オリンピックが終われば人手不足は解消するか?
オリンピック間近だから建設業界では人手が不足してると語られますが、人手が減ったところに公共事業の増加やオリンピックが重なったので人手が不足しているのです。オリンピックは原因の一つにすぎません。そもそも多くの施工業者が廃業し、職人の多くが引退しているのです。それに加えて職人の高齢化の問題があります。若い人は職人になることを敬遠し、高齢化した職人が現場を支えています。そのため職人の数は今後も減っていくことが予想されます。ですからオリンピックが終わったところで、人手不足が解消するとは思えないのです。
以下のグラフは国土交通省が発表している「令和2年度(2020年度)建設投資見通し」のデータを元に作成した、1989年から2020年までの建設投資(名目値)の推移です。2018年以降は確定した数値ではなく見込みの値になっていますが、90年代前半をピークに2010年の底に向けて減り続けているのがわかります。この間に多くの業者が廃業し、職人が引退しているのです。2013年以降に急速に数値が増えていきますが、若手の就業率が悪く多くの職人が引退した後では簡単に人手不足は解消できないのです。
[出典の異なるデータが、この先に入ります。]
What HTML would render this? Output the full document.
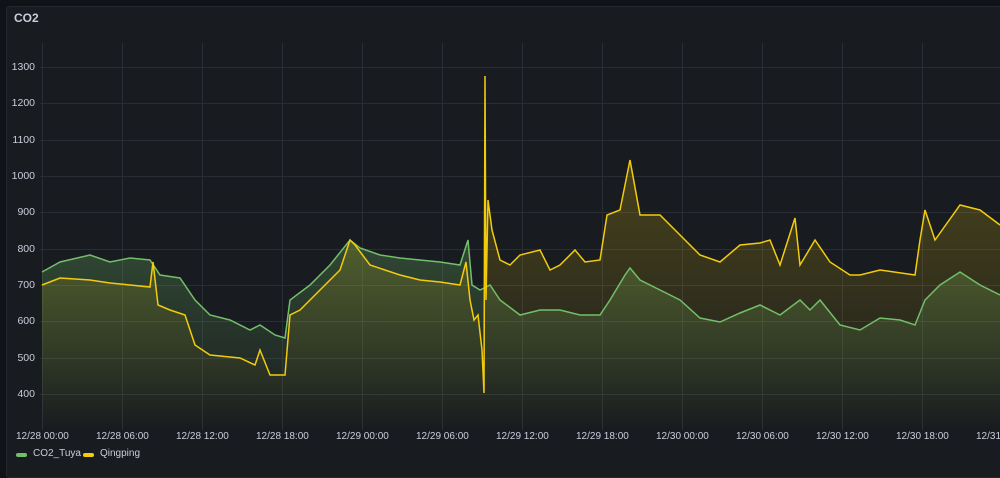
<!DOCTYPE html>
<html><head><meta charset="utf-8"><style>
html,body{margin:0;padding:0;background:#111217;width:1000px;height:463px;overflow:hidden;font-family:"Liberation Sans",sans-serif}
.panel{position:absolute;left:6px;top:6px;width:1000px;height:470px;background:#181b1f;border:1px solid #24272d;border-radius:3px}
.title{position:absolute;left:14px;top:11px;color:#ccccdc;font-size:12px;font-weight:bold}
.yl{position:absolute;left:0;width:35px;text-align:right;color:#ccccdc;font-size:10.5px}
.xl{position:absolute;top:431px;color:#ccccdc;font-size:10px;white-space:nowrap}
.leg{position:absolute;top:448px;color:#ccccdc;font-size:10px;white-space:nowrap}
.sw{position:absolute;top:453px;width:11px;height:4px;border-radius:2px}
</style></head><body>
<div class="panel"></div>
<div class="title">CO2</div>
<svg width="1000" height="463" style="position:absolute;left:0;top:0">
<defs>
<linearGradient id="gy" x1="0" y1="0" x2="0" y2="1"><stop offset="0" stop-color="#f2cc0c" stop-opacity="0.28"/><stop offset="0.55" stop-color="#f2cc0c" stop-opacity="0.14"/><stop offset="1" stop-color="#f2cc0c" stop-opacity="0"/></linearGradient>
<linearGradient id="gg" x1="0" y1="0" x2="0" y2="1"><stop offset="0" stop-color="#73bf69" stop-opacity="0.28"/><stop offset="0.6" stop-color="#73bf69" stop-opacity="0.12"/><stop offset="1" stop-color="#73bf69" stop-opacity="0"/></linearGradient>
</defs>
<g stroke="#2a2d33" stroke-width="1">
<line x1="40" y1="67.5" x2="1000" y2="67.5"/><line x1="40" y1="103.5" x2="1000" y2="103.5"/><line x1="40" y1="140.5" x2="1000" y2="140.5"/><line x1="40" y1="176.5" x2="1000" y2="176.5"/><line x1="40" y1="212.5" x2="1000" y2="212.5"/><line x1="40" y1="249.5" x2="1000" y2="249.5"/><line x1="40" y1="285.5" x2="1000" y2="285.5"/><line x1="40" y1="321.5" x2="1000" y2="321.5"/><line x1="40" y1="358.5" x2="1000" y2="358.5"/><line x1="40" y1="394.5" x2="1000" y2="394.5"/>
<line x1="42.5" y1="43" x2="42.5" y2="430"/><line x1="122.5" y1="43" x2="122.5" y2="430"/><line x1="202.5" y1="43" x2="202.5" y2="430"/><line x1="282.5" y1="43" x2="282.5" y2="430"/><line x1="362.5" y1="43" x2="362.5" y2="430"/><line x1="442.5" y1="43" x2="442.5" y2="430"/><line x1="522.5" y1="43" x2="522.5" y2="430"/><line x1="602.5" y1="43" x2="602.5" y2="430"/><line x1="682.5" y1="43" x2="682.5" y2="430"/><line x1="762.5" y1="43" x2="762.5" y2="430"/><line x1="842.5" y1="43" x2="842.5" y2="430"/><line x1="922.5" y1="43" x2="922.5" y2="430"/>
</g>
<polygon fill="url(#gg)" points="42,430 42,272 60,262 90,255 110,262 130,258 150,260 160,275 180,278 195,300 210,315 230,320 250,330 260,325 275,335 285,338 290,300 310,285 330,265 350,240 360,248 380,255 400,258 420,260 440,262 460,265 468,240 472,285 480,290 490,285 500,300 520,315 540,310 560,310 580,315 600,315 610,300 625,275 630,268 640,280 660,290 680,300 700,318 720,322 740,313 760,305 780,315 800,300 810,310 820,300 840,325 860,330 880,318 900,320 915,325 925,300 940,285 960,272 980,285 1000,295 1000,430"/>
<polygon fill="url(#gy)" points="42,430 42,285 60,278 90,280 110,283 130,285 150,287 153,262 158,305 170,310 185,315 195,345 210,355 240,358 255,365 260,350 270,375 285,375 290,315 300,310 320,290 340,270 350,240 355,245 370,265 400,275 420,280 440,282 460,285 466,262 470,300 474,320 478,315 482,350 484,393 485,76 486,300 488,200 492,230 500,260 510,265 520,255 540,250 550,270 560,265 575,250 585,262 600,260 607,215 620,210 630,160 640,215 660,215 680,235 700,255 720,262 740,245 760,243 770,240 780,265 795,218 800,265 815,240 830,262 850,275 860,275 880,270 915,275 920,240 925,210 935,240 960,205 980,210 1000,225 1000,430"/>
<polyline fill="none" stroke="#73bf69" stroke-width="1.5" points="42,272 60,262 90,255 110,262 130,258 150,260 160,275 180,278 195,300 210,315 230,320 250,330 260,325 275,335 285,338 290,300 310,285 330,265 350,240 360,248 380,255 400,258 420,260 440,262 460,265 468,240 472,285 480,290 490,285 500,300 520,315 540,310 560,310 580,315 600,315 610,300 625,275 630,268 640,280 660,290 680,300 700,318 720,322 740,313 760,305 780,315 800,300 810,310 820,300 840,325 860,330 880,318 900,320 915,325 925,300 940,285 960,272 980,285 1000,295"/>
<polyline fill="none" stroke="#f2cc0c" stroke-width="1.5" points="42,285 60,278 90,280 110,283 130,285 150,287 153,262 158,305 170,310 185,315 195,345 210,355 240,358 255,365 260,350 270,375 285,375 290,315 300,310 320,290 340,270 350,240 355,245 370,265 400,275 420,280 440,282 460,285 466,262 470,300 474,320 478,315 482,350 484,393 485,76 486,300 488,200 492,230 500,260 510,265 520,255 540,250 550,270 560,265 575,250 585,262 600,260 607,215 620,210 630,160 640,215 660,215 680,235 700,255 720,262 740,245 760,243 770,240 780,265 795,218 800,265 815,240 830,262 850,275 860,275 880,270 915,275 920,240 925,210 935,240 960,205 980,210 1000,225"/>
</svg>
<div class="yl" style="top:61px">1300</div><div class="yl" style="top:97px">1200</div><div class="yl" style="top:134px">1100</div><div class="yl" style="top:170px">1000</div><div class="yl" style="top:206px">900</div><div class="yl" style="top:243px">800</div><div class="yl" style="top:279px">700</div><div class="yl" style="top:315px">600</div><div class="yl" style="top:352px">500</div><div class="yl" style="top:388px">400</div>
<div class="xl" style="left:16px">12/28 00:00</div><div class="xl" style="left:96px">12/28 06:00</div><div class="xl" style="left:176px">12/28 12:00</div><div class="xl" style="left:256px">12/28 18:00</div><div class="xl" style="left:336px">12/29 00:00</div><div class="xl" style="left:416px">12/29 06:00</div><div class="xl" style="left:496px">12/29 12:00</div><div class="xl" style="left:576px">12/29 18:00</div><div class="xl" style="left:656px">12/30 00:00</div><div class="xl" style="left:736px">12/30 06:00</div><div class="xl" style="left:816px">12/30 12:00</div><div class="xl" style="left:896px">12/30 18:00</div><div class="xl" style="left:976px">12/31</div>
<div class="sw" style="left:16px;background:#73bf69"></div><div class="leg" style="left:33px">CO2_Tuya</div>
<div class="sw" style="left:83px;background:#f2cc0c"></div><div class="leg" style="left:100px">Qingping</div>
</body></html>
例えば超大手ゼネコンの鹿島建設では、職人だけでなく現場監督も不足しています。鹿島建設はオリンピック関係の仕事は受注していませんが、オリンピック関連まで手が回らないほど仕事が多く入り、人手が不足しているのです。超大手の鹿島建設が人手不足に苦しむほどですから、中小のゼネコンに人が集まらないのは当然の結果と言えるでしょう。
オリンピックが終わればマンションが安くなる?
マンションの価格はさまざまな要因で決定されますが、建築費だけを根拠にマンションが安くなるという意見には注意が必要です。またマンションの大規模修繕工事は、オリンピック後に価格が下がると見越して工事を控えている管理組合が多くあります。そのためオリンピック後に工事が集中し、むしと単価が上がるのではないか?という予想もあります。安易な価格情報に惑わされないようにして、本当に必要な時期にマンションを購入したり大規模修繕工事を実施することをお勧めします。
まとめ
建築費の上昇は人手不足による面が多く、これまで述べたように仕事がなくなって廃業する人が増えた後に、急激に人手が必要になったので引き起こされました。オリンピックが要因のように言われがちですが、要因は多岐にわたるのでオリンピックが終われば建築単価が下がってマンションも安くなるみたいな意見はあまりにも安易だと思います。短絡的な意見に惑わされないように注意してください。